Beta. Content is under active construction and has not been peer-reviewed. Report errors on GitHub.Disclaimer

RL Theory

Options and Temporal Abstraction

The options framework for hierarchical RL: temporally extended actions with initiation sets, internal policies, and termination conditions. Semi-MDPs and learning options end-to-end.

AdvancedTier 3Stable~50 min
0

Why This Matters

Primitive actions in most MDPs operate at a single time scale: one step, one action. Complex tasks naturally decompose into subtasks that span many steps: "navigate to the door", "pick up the object", "stir the pot". The options framework (Sutton, Precup, Singh, 1999) formalizes temporally extended actions. An option is a policy that runs for multiple steps until a termination condition is met. Reasoning over options rather than primitive actions reduces the effective planning horizon and enables transfer of subtask solutions across different tasks.

Mental Model

Think of options as subroutines. A primitive action is a single instruction. An option is a function call: it takes over control, executes a sequence of primitive actions according to its internal policy, and returns control when its termination condition triggers. A policy over options is like a high-level program that calls subroutines. The agent plans at two levels: which option to invoke, and within each option, which primitive actions to take.

Formal Setup

Definition

Option

An option ω\omega consists of three components:

  • Initiation set IωS\mathcal{I}_\omega \subseteq S: the set of states where the option can be started
  • Internal policy πω(as)\pi_\omega(a \mid s): a policy over primitive actions that the option follows while active
  • Termination function βω(s)[0,1]\beta_\omega(s) \in [0,1]: the probability of terminating the option upon entering state ss

A primitive action aa is a special case: I=S\mathcal{I} = S, the policy always selects aa, and β(s)=1\beta(s) = 1 for all ss (terminates after one step).

Definition

Semi-Markov Decision Process

A semi-MDP is an MDP where actions take variable amounts of time. When the agent selects option ω\omega in state ss, the option runs for kk steps (a random variable depending on πω\pi_\omega and βω\beta_\omega), accumulates discounted reward r=t=0k1γtrtr = \sum_{t=0}^{k-1} \gamma^t r_t, and transitions to a new state ss'. The SMDP transition model is:

P(s,ks,ω)=probability of reaching s in k steps under option ω from sP(s', k \mid s, \omega) = \text{probability of reaching } s' \text{ in } k \text{ steps under option } \omega \text{ from } s

Planning over options reduces the original MDP to an SMDP over the option set.

Definition

Policy Over Options

A policy over options πΩ(ωs)\pi_\Omega(\omega \mid s) selects which option to execute in each state where the previous option has terminated. The full hierarchical execution is: at state ss, select option ωπΩ(s)\omega \sim \pi_\Omega(\cdot \mid s), execute πω\pi_\omega until termination, then select a new option in the resulting state.

Core Theory

Theorem

Bellman Equation for Options

Statement

The value function over options satisfies the Bellman equation:

VΩ(s)=maxω:sIω[r(s,ω)+sP(ss,ω)U(s)]V_\Omega(s) = \max_{\omega: s \in \mathcal{I}_\omega} \left[ r(s, \omega) + \sum_{s'} P(s' \mid s, \omega)\, U(s') \right]

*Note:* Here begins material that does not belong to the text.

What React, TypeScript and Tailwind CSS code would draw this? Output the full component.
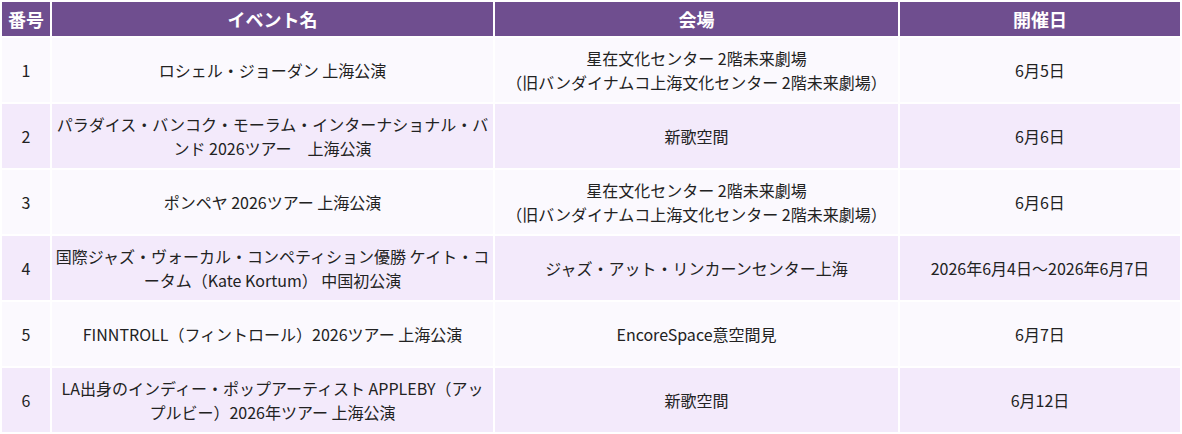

where r(s,ω)r(s, \omega) is the expected discounted reward accumulated while executing option ω\omega from state ss, P(ss,ω)P(s' \mid s, \omega) is the multi-step transition probability, and:

U(s)=(1βω(s))QΩ(s,ω)+βω(s)VΩ(s)U(s') = (1 - \beta_\omega(s'))\, Q_\Omega(s', \omega) + \beta_\omega(s')\, V_\Omega(s')

The function U(s)U(s') captures the continuation value: with probability 1βω(s)1 - \beta_\omega(s') the option continues (value QΩ(s,ω)Q_\Omega(s', \omega)), and with probability βω(s)\beta_\omega(s') it terminates and a new option is chosen (value VΩ(s)V_\Omega(s')).

Intuition

This is the standard Bellman equation, but actions are replaced by options that run for variable durations. The key difference is the UU function, which accounts for the option possibly continuing or terminating at the next state. When all options are primitive actions (β=1\beta = 1 everywhere), U(s)=VΩ(s)U(s') = V_\Omega(s') and this reduces to the standard Bellman equation.

Proof Sketch

Condition on the first step of the option. The option takes action aπω(s)a \sim \pi_\omega(\cdot \mid s), transitions to ss', and then either terminates (probability βω(s)\beta_\omega(s')) or continues (probability 1βω(s)1 - \beta_\omega(s')). If it terminates, the agent selects a new option optimally, giving value VΩ(s)V_\Omega(s'). If it continues, the option keeps running from ss', giving value QΩ(s,ω)Q_\Omega(s', \omega). Unrolling this recursion and taking the max over available options gives the stated equation.

Why It Matters

This equation enables value iteration and policy iteration over options, reducing the planning problem from reasoning over sequences of primitive actions to reasoning over temporally extended options. If good options are available, the effective planning depth is reduced from the task horizon to the number of option invocations.

Failure Mode

The equation assumes the options are fixed. If the options are poorly designed (e.g., an option that wanders randomly for many steps), planning over them can be worse than planning over primitive actions. The equation also does not address how to discover good options. It only tells you how to plan with given options.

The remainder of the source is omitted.